Data extract
--------

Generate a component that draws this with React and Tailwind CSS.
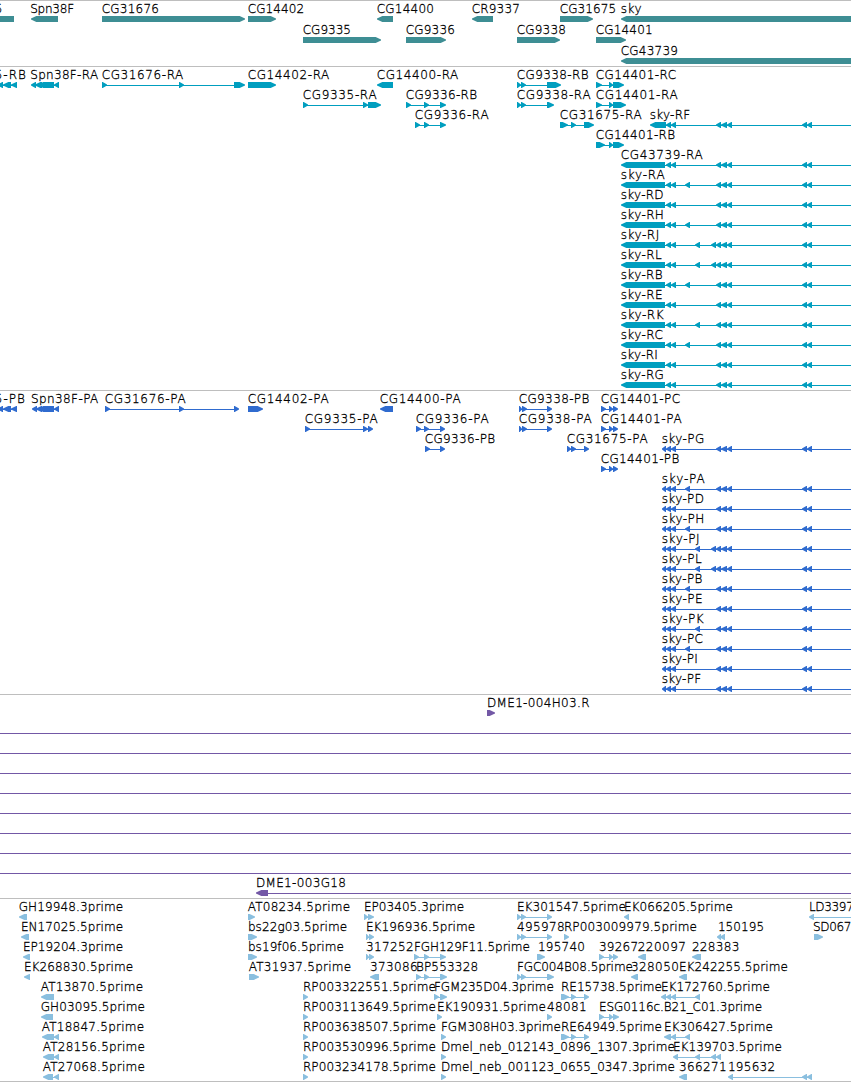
import React from 'react';

const END = 851;

// Feature: [label, inkLeft, inkRight, strand, exons, runsPastRightEdge]
const skyExons = (head, extra = []) => [...head, [666, 671], [671, 676], ...extra, [716, 721], [721, 727], [727, 732], [802, 807], [807, 812]];
const NEAR = [[685, 690]];
const MID = [[695, 700]];
const MIDFAR = [[695, 700], [711, 716]];

const skyRow = (head, left) => ([suffix, right, extra]) => [['sky-' + suffix, left, right, 'L', skyExons(head, extra), true]];

const genes = [
  [
    ['5', -4.5, 2.2, 'L', [[-20, 14]]],
    ['Spn38F', 31, 73.5, 'L', [[31, 58]]],
    ['CG31676', 102.5, 158.3, 'R', [[102, 245]]],
    ['CG14402', 248.5, 303.5, 'R', [[248, 276]]],
    ['CG14400', 377.5, 433.3, 'L', [[377, 393]]],
    ['CR9337', 472.5, 519.3, 'L', [[472, 493]]],
    ['CG31675', 560.5, 615.5, 'R', [[560, 593]]],
    ['sky', 621.5, 641, 'L', [[621, 870]]],
  ],
  [
    ['CG9335', 303.5, 350.3, 'R', [[303, 381]]],
    ['CG9336', 406.5, 454.3, 'R', [[406, 446]]],
    ['CG9338', 517.5, 565.3, 'R', [[517, 560]]],
    ['CG14401', 596.5, 652, 'R', [[596, 626]]],
  ],
  [['CG43739', 621.5, 677.3, 'L', [[621, 870]]]],
];

const transcripts = [
  [
    ['5-RB', -4.5, 25.3, 'L', [[-2, 3], [3, 11], [11, 17]]],
    ['Spn38F-RA', 31, 97.5, 'L', [[31, 36], [35, 42], [38, 54], [54, 59]]],
    ['CG31676-RA', 102.5, 182.7, 'R', [[102, 107], [179, 184], [234, 245]]],
    ['CG14402-RA', 248.5, 328.7, 'R', [[248, 276]]],
    ['CG14400-RA', 377.5, 457.7, 'L', [[377, 393]]],
    ['CG9338-RB', 517.5, 588, 'R', [[517, 521], [521, 526], [547, 561]]],
    ['CG14401-RC', 596.5, 675.5, 'R', [[596, 602], [609, 613], [613, 624]]],
  ],
  [
    ['CG9335-RA', 303.5, 376, 'R', [[303, 308], [363, 368], [368, 381]]],
    ['CG9336-RB', 406.5, 476.5, 'R', [[406, 411], [424, 429], [440, 446]]],
    ['CG9338-RA', 517.5, 590, 'R', [[517, 521], [521, 526], [547, 554]]],
    ['CG14401-RA', 596.5, 677, 'R', [[596, 602], [609, 613], [613, 626]]],
  ],
  [
    ['CG9336-RA', 415.5, 488, 'R', [[415, 420], [424, 429], [440, 446]]],
    ['CG31675-RA', 560.5, 641, 'R', [[560, 568], [571, 576], [584, 594]]],
    ['sky-RF', 650.5, 689.5, 'L', skyExons([[650, 666]]), true],
  ],
  [['CG14401-RB', 596.5, 674.5, 'R', [[596, 605], [609, 613], [613, 624]]]],
  [['CG43739-RA', 621.5, 702, 'L', skyExons([[621, 665]]), true]],
  ...[
    ['RA', 664, NEAR], ['RD', 663], ['RH', 663.3, NEAR], ['RJ', 658.7, MIDFAR], ['RL', 661, MIDFAR], ['RB', 662, NEAR],
    ['RE', 662], ['RK', 663, MID], ['RC', 662.3, NEAR], ['RI', 657.3], ['RG', 663.3],
  ].map(skyRow([[621, 665]], 621.5)),
];

const proteins = [
  [
    ['5-PB', -4.5, 24.3, 'L', [[-2, 3], [3, 11], [11, 17]]],
    ['Spn38F-PA', 31.7, 97.7, 'L', [[32, 37], [36, 42], [38, 54], [54, 59]]],
    ['CG31676-PA', 105.5, 185, 'R', [[105, 110], [179, 184], [234, 239]]],
    ['CG14402-PA', 248.5, 328, 'R', [[248, 263]]],
    ['CG14400-PA', 380.5, 460, 'L', [[380, 393]]],
    ['CG9338-PB', 519.5, 588.7, 'R', [[519, 522], [522, 527], [547, 552]]],
    ['CG14401-PC', 601.5, 679.5, 'R', [[601, 606], [609, 613], [613, 618]]],
  ],
  [
    ['CG9335-PA', 305.5, 377, 'R', [[305, 310], [363, 368], [368, 373]]],
    ['CG9336-PA', 416.5, 488, 'R', [[416, 421], [424, 429], [440, 445]]],
    ['CG9338-PA', 519.5, 591, 'R', [[519, 522], [522, 527], [547, 552]]],
    ['CG14401-PA', 601.5, 681, 'R', [[601, 606], [609, 613], [613, 618]]],
  ],
  [
    ['CG9336-PB', 425.5, 494.5, 'R', [[425, 430], [440, 445]]],
    ['CG31675-PA', 567.5, 647, 'R', [[567, 571], [571, 576], [584, 589]]],
    ['sky-PG', 662.5, 703.7, 'L', skyExons([[662, 666]]), true],
  ],
  [['CG14401-PB', 601.5, 678.7, 'R', [[601, 606], [609, 613], [613, 618]]]],
  ...[
    ['PA', 704, NEAR], ['PD', 703.3], ['PH', 703.7, NEAR], ['PJ', 699, MIDFAR], ['PL', 701, MIDFAR], ['PB', 701.7, NEAR],
    ['PE', 702], ['PK', 703, MID], ['PC', 702.3, NEAR], ['PI', 697.3], ['PF', 700.5],
  ].map(skyRow([[662, 666]], 662.5)),
];

const spanning = [['', 0, 0, 'N', [], true]];
const clones = [
  [['DME1-004H03.R', 487.7, 589, 'R', [[487, 495]]]],
  ...Array(8).fill(spanning),
  [['DME1-003G18', 256.7, 345.3, 'L', [[256, 268]], true]],
];

const RP = (id) => ['RP' + id + '.5prime', 303.7, 435.3, 'R', [[303, 308]]];
const RE = (id) => ['RE' + id + '.5prime', 561.7, 661.3, 'R', [[561, 569], [571, 576], [584, 589]]];

const ests = [
  [
    ['GH19948.3prime', 19.5, 122.5, 'L', [[19, 27]]],
    ['AT08234.5prime', 248.5, 349.5, 'R', [[248, 255]]],
    ['EP03405.3prime', 364.7, 463.5, 'R', [[364, 368], [368, 374]]],
    ['EK301547.5prime', 517.7, 625.3, 'R', [[517, 521], [521, 526], [547, 552]]],
    ['EK066205.5prime', 624.7, 732.3, 'L', [[624, 629]]],
    ['LD33979', 809.7, 860.5, 'L', [[809, 814]], true],
  ],
  [
    ['EN17025.5prime', 21.7, 122.5, 'L', [[21, 29]]],
    ['bs22g03.5prime', 248.7, 346.5, 'R', [[248, 257]]],
    ['EK196936.5prime', 366.7, 474.5, 'R', [[366, 369], [369, 374]]],
    ['495978', 517.7, 564, 'R', [[517, 521], [521, 526], [547, 552]]],
    ['RP003009979.5prime', 564.7, 696.3, 'R', [[564, 569]]],
    ['150195', 718.7, 763.5, 'L', [[717, 721], [720, 725]]],
    ['SD06787', 813.7, 865.5, 'R', [[814, 823]]],
  ],
  [
    ['EP19204.3prime', 23.7, 122.5, 'L', [[23, 30]]],
    ['bs19f06.5prime', 248.7, 343.3, 'R', [[248, 257]]],
    ['317252', 366.7, 413, 'R', [[366, 369], [369, 374]]],
    ['FGH129F11.5prime', 414.7, 529.3, 'R', [[414, 419], [424, 429], [440, 446]]],
    ['195740', 538.7, 584.3, 'R', [[537, 545]]],
    ['39267', 599.7, 637.5, 'R', [[599, 604], [609, 613], [613, 618]]],
    ['220097', 638.5, 685.3, 'L', [[638, 646]]],
    ['228383', 692.7, 738.7, 'L', [[692, 701]]],
  ],
  [
    ['EK268830.5prime', 24.7, 132.5, 'L', [[24, 30]]],
    ['AT31937.5prime', 249.5, 350.5, 'R', [[249, 259]]],
    ['373086', 370.7, 417, 'L', [[370, 379]]],
    ['BP553328', 416.7, 477.5, 'R', [[416, 421], [424, 429], [440, 447]]],
    ['FGC004B08.5prime', 517.7, 632.3, 'R', [[517, 521], [521, 526], [547, 554]]],
    ['328050', 631.7, 678.3, 'L', [[631, 638]]],
    ['EK242255.5prime', 679.7, 787.3, 'L', [[679, 687]]],
  ],
  [
    ['AT13870.5prime', 41.5, 142.5, 'L', [[41, 54]]],
    RP('003322551'),
    ['FGM235D04.3prime', 434.7, 553.3, 'R', [[434, 439], [440, 447]]],
    RE('15738'),
    ['EK172760.5prime', 661.7, 769.3, 'L', [[661, 666], [666, 671], [671, 676], [695, 700]]],
  ],
  [
    ['GH03095.5prime', 41.5, 144.3, 'L', [[41, 53]]],
    RP('003113649'),
    ['EK190931.5prime', 437.7, 545.3, 'R', [[437, 442]]],
    ['48081', 547.7, 586, 'R', [[547, 552]]],
    ['ESG0116c.B21_C01.3prime', 599.7, 761.5, 'R', [[599, 604], [609, 613], [613, 619]]],
  ],
  [
    ['AT18847.5prime', 42.5, 143.5, 'L', [[42, 54], [54, 59]]],
    RP('003638507'),
    ['FGM308H03.3prime', 441.7, 560.3, 'R', [[441, 446]]],
    RE('64949'),
    ['EK306427.5prime', 664.7, 772.3, 'L', [[664, 671], [671, 676], [685, 690]]],
  ],
  [
    ['AT28156.5prime', 43.5, 144.3, 'L', [[43, 54], [54, 59]]],
    RP('003530996'),
    ['Dmel_neb_012143_0896_1307.3prime', 441.7, 674.3, 'R', [[441, 446]]],
    ['EK139703.5prime', 673.7, 781.3, 'L', [[673, 678], [695, 700], [711, 716], [716, 721]]],
  ],
  [
    ['AT27068.5prime', 43.5, 144.3, 'L', [[43, 53], [54, 59]]],
    RP('003234178'),
    ['Dmel_neb_001123_0655_0347.3prime', 441.7, 674.3, 'R', [[441, 446]]],
    ['366271', 679.7, 726, 'L', [[679, 687]]],
    ['195632', 728.7, 774.5, 'L', [[728, 733], [802, 807], [807, 812]]],
  ],
];

function exonPoints([a, b], strand) {
  const tip = Math.min(6, b - a);
  if (strand === 'R') return `${a},16 ${b - tip + 0.7},16 ${b},18.5 ${b},19.5 ${b - tip + 0.7},22 ${a},22`;
  return `${b},16 ${a + tip - 0.7},16 ${a},18.5 ${a},19.5 ${a + tip - 0.7},22 ${b},22`;
}

function Feature({ data }) {
  const [label, left, right, strand, exons, open] = data;
  const start = exons.length ? exons[0][0] + 2 : 0;
  const stop = open ? END : exons[exons.length - 1][1] - 2;
  return (
    <g>
      {(open || exons.length > 1) && <rect x={start} y={19} width={stop - start} height={1} />}
      {exons.map((e, i) => <polygon key={i} points={exonPoints(e, strand)} />)}
      {label && (
        <text x={left - 0.8} y={13} textLength={right - left + 1.4} lengthAdjust="spacing" className="fill-black stroke-black [stroke-width:0.3px]">
          {label}
        </text>
      )}
    </g>
  );
}

function Track({ rows, color, rowClass, className }) {
  return (
    <section className={`border-t border-[#bebebe] ${className}`}>
      <div className="-mt-px flex flex-col">
        {rows.map((row, i) => (
          <svg key={i} className={`block w-full shrink-0 overflow-visible ${rowClass} ${color}`}>
            {row.map((f, j) => <Feature key={j} data={f} />)}
          </svg>
        ))}
      </div>
    </section>
  );
}

export default function App() {
  return (
    <main className="flex h-[1082px] w-[851px] flex-col overflow-hidden border-b border-[#bebebe] bg-white font-['DejaVu_Sans_Light','DejaVu_Sans',sans-serif] text-[12px] font-extralight">
      <Track rows={genes} color="fill-[#3e8e94]" rowClass="h-[21px]" className="h-[66px]" />
      <Track rows={transcripts} color="fill-[#009ebf]" rowClass="h-5" className="h-[324px]" />
      <Track rows={proteins} color="fill-[#2f6bcf]" rowClass="h-5" className="h-[304px]" />
      <Track rows={clones} color="fill-[#7358a6]" rowClass="h-5" className="h-[204px]" />
      <Track rows={ests} color="fill-[#8abfdf]" rowClass="h-5" className="h-[183px]" />
    </main>
  );
}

--------

List every line above that contains the word "React".

Problem solution
Generate a component that draws this with React and Tailwind CSS.
import React from 'react';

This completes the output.